----- DATA TO PROCESS -----

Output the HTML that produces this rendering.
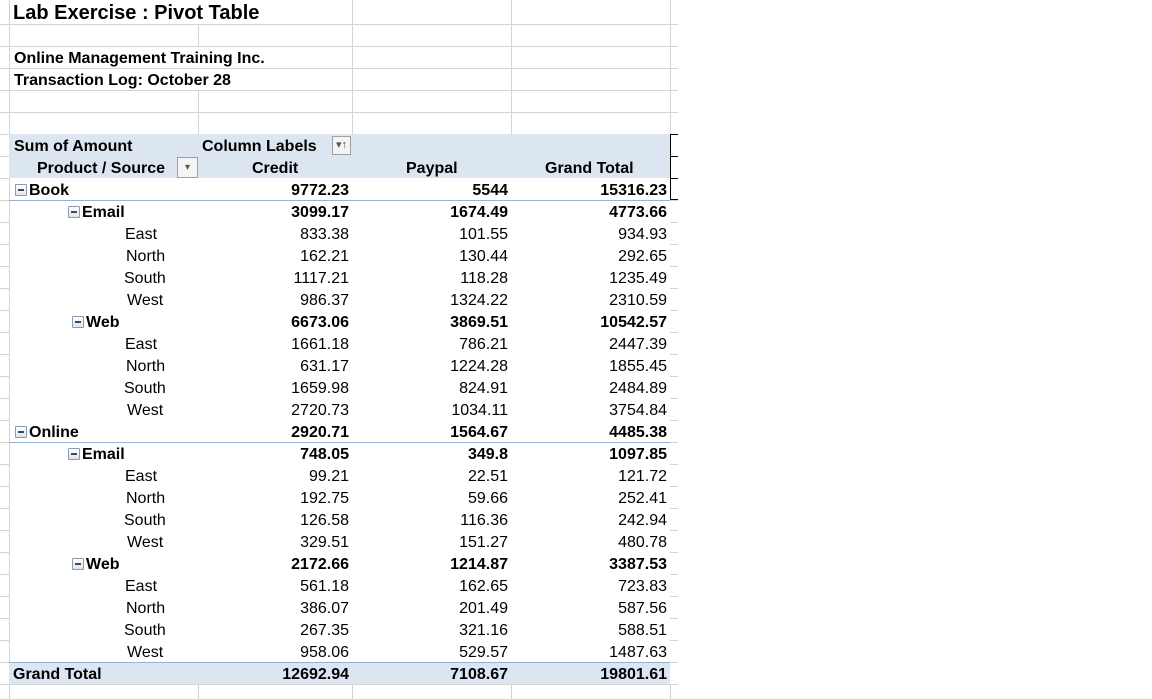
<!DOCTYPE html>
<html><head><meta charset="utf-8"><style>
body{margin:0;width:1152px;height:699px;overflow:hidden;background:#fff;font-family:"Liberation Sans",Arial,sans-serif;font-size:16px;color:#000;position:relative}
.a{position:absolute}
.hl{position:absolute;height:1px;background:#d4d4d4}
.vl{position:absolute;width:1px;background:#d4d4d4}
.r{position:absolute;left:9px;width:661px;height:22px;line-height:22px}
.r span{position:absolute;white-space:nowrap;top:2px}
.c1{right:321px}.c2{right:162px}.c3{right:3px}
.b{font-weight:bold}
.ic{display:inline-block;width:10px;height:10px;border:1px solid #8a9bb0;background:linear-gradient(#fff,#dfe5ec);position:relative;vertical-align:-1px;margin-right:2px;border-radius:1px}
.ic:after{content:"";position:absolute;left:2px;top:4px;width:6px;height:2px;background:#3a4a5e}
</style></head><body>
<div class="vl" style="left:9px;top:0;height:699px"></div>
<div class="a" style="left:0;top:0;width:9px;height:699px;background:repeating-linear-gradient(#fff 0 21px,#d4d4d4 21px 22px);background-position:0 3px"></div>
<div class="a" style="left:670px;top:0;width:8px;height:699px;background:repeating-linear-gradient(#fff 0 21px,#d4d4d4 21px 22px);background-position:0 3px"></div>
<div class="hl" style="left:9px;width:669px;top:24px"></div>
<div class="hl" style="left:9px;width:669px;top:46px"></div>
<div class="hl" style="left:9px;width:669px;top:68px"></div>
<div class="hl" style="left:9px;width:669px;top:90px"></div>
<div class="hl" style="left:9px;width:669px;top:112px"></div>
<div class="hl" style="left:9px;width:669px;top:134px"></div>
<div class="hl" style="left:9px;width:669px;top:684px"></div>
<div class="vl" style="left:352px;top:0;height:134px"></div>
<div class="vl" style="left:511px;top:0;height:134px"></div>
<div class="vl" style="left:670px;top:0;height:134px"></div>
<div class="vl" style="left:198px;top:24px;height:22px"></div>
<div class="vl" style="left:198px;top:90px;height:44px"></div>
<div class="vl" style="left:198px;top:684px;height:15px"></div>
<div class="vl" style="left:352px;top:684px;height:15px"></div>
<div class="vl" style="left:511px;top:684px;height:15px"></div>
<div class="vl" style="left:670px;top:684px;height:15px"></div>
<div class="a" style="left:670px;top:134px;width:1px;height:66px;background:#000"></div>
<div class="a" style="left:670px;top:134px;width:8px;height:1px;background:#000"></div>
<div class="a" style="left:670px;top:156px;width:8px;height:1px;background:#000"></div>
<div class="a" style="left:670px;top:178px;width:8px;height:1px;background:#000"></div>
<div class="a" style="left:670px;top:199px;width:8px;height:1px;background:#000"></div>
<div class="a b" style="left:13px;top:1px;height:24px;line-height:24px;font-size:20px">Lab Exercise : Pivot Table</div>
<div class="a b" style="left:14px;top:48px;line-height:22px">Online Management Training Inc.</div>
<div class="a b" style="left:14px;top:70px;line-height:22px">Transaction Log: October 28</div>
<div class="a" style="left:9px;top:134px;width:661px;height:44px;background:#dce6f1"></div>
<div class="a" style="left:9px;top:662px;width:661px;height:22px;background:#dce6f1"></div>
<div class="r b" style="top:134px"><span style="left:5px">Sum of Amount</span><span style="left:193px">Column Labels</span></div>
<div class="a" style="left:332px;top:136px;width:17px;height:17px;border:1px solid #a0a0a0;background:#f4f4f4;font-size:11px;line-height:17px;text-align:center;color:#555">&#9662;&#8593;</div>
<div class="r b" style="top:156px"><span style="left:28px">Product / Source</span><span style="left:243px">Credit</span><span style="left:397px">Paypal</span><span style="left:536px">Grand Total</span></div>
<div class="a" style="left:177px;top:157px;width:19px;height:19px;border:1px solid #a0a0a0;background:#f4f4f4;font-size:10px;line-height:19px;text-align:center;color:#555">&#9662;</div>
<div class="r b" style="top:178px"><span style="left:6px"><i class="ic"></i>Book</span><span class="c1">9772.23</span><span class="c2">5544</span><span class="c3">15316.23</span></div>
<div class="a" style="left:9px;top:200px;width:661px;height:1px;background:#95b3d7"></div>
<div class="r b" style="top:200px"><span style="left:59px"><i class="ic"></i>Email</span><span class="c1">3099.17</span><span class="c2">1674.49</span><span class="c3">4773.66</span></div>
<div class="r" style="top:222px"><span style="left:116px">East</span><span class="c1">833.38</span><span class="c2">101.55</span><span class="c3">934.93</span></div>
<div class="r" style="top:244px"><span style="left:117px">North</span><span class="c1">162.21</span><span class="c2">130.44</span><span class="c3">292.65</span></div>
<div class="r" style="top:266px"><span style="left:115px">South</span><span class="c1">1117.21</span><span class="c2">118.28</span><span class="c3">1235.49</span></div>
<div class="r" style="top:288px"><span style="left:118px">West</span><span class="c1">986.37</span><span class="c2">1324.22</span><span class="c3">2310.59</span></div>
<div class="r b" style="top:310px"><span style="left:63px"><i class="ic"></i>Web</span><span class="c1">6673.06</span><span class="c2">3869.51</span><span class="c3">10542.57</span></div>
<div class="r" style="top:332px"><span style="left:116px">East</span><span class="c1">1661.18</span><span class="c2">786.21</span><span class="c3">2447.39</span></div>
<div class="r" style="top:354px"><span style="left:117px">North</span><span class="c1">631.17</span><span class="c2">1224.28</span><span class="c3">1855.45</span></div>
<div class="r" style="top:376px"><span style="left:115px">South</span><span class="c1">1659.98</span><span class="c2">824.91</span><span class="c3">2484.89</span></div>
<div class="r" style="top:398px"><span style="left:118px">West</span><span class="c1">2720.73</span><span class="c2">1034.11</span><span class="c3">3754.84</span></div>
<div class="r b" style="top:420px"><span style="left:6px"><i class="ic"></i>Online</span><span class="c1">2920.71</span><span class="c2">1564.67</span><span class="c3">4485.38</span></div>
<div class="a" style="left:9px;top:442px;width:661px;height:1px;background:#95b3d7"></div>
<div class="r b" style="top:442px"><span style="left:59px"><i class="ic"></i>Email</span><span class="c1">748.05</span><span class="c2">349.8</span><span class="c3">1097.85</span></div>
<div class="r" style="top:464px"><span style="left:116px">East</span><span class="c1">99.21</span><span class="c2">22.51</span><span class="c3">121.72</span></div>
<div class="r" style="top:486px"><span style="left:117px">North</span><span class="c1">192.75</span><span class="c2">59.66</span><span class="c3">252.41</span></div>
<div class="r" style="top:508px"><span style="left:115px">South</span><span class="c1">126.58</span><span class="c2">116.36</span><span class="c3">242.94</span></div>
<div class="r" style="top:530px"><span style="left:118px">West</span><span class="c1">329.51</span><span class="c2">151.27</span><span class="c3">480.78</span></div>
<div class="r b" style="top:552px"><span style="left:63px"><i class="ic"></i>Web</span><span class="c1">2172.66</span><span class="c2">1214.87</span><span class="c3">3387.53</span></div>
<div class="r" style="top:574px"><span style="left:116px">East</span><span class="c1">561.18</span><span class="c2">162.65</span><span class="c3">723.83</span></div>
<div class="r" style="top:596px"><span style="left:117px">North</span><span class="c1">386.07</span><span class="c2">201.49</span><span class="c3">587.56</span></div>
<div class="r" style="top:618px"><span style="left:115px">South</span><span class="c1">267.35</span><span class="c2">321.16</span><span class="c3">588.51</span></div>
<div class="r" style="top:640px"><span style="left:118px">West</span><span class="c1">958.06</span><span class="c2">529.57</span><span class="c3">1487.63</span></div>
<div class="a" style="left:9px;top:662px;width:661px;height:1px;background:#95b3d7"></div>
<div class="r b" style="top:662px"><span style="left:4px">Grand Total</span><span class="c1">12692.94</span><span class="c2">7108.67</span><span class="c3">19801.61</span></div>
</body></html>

-----
----- DATA TO PROCESS -----

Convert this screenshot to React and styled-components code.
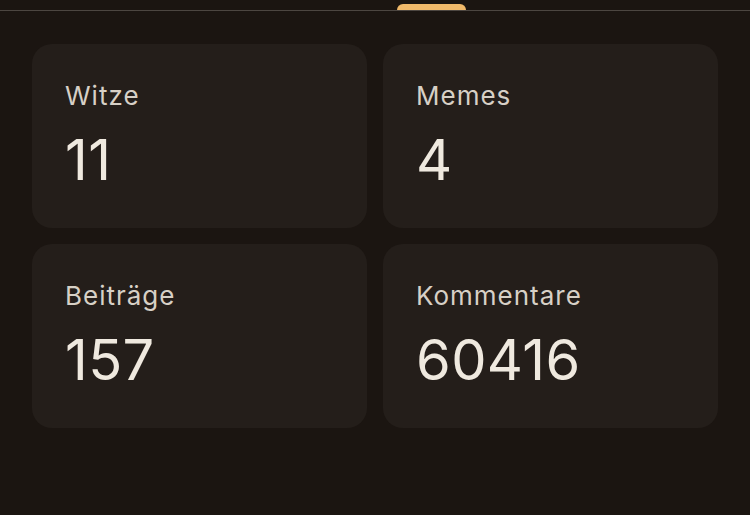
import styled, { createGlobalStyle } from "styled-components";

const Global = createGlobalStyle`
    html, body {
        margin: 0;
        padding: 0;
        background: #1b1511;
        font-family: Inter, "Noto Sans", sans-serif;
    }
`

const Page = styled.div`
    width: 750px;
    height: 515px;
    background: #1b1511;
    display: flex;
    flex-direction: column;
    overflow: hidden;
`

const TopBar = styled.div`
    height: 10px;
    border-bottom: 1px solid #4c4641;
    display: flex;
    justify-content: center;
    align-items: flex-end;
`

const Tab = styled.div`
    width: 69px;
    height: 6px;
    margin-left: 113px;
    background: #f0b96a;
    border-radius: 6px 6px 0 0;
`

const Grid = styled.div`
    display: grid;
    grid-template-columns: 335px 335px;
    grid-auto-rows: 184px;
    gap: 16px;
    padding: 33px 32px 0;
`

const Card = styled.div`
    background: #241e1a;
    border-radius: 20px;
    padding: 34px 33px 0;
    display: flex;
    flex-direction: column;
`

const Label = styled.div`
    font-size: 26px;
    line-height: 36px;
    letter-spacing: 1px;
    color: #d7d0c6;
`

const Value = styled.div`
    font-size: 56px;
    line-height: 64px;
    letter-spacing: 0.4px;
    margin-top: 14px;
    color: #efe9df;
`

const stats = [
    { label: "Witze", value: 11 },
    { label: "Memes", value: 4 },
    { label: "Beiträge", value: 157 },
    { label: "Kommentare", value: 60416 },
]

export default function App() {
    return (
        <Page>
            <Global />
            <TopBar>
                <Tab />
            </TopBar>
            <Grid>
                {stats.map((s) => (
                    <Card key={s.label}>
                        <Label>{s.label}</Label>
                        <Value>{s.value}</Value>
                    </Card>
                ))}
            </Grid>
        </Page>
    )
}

-----
----- DATA TO PROCESS -----

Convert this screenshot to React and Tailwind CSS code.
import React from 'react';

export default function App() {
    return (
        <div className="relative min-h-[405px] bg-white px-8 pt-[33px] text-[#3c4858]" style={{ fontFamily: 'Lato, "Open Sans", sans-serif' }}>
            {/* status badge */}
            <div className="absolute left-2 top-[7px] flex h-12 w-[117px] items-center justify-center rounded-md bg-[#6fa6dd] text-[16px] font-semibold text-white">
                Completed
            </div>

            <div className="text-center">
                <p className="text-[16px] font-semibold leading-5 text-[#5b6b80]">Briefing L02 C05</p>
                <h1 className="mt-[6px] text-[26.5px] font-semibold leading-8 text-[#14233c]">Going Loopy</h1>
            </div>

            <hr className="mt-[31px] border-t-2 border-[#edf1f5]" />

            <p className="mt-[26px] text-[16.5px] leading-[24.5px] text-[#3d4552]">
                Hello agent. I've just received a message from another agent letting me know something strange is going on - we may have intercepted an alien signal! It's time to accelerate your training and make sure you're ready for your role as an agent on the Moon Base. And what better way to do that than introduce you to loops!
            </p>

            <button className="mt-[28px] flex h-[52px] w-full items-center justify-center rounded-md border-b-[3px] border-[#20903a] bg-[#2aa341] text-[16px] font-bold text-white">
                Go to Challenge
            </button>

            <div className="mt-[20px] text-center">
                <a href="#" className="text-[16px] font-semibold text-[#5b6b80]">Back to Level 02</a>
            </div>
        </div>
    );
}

-----

Nothing but the lines from the one with "Convert this screenshot to React and Tailwind" to the one with "import React from 'react';" should be echoed, both of them included, exactly as written.

SOLVED PROBLEM:
Convert this screenshot to React and Tailwind CSS code.
import React from 'react';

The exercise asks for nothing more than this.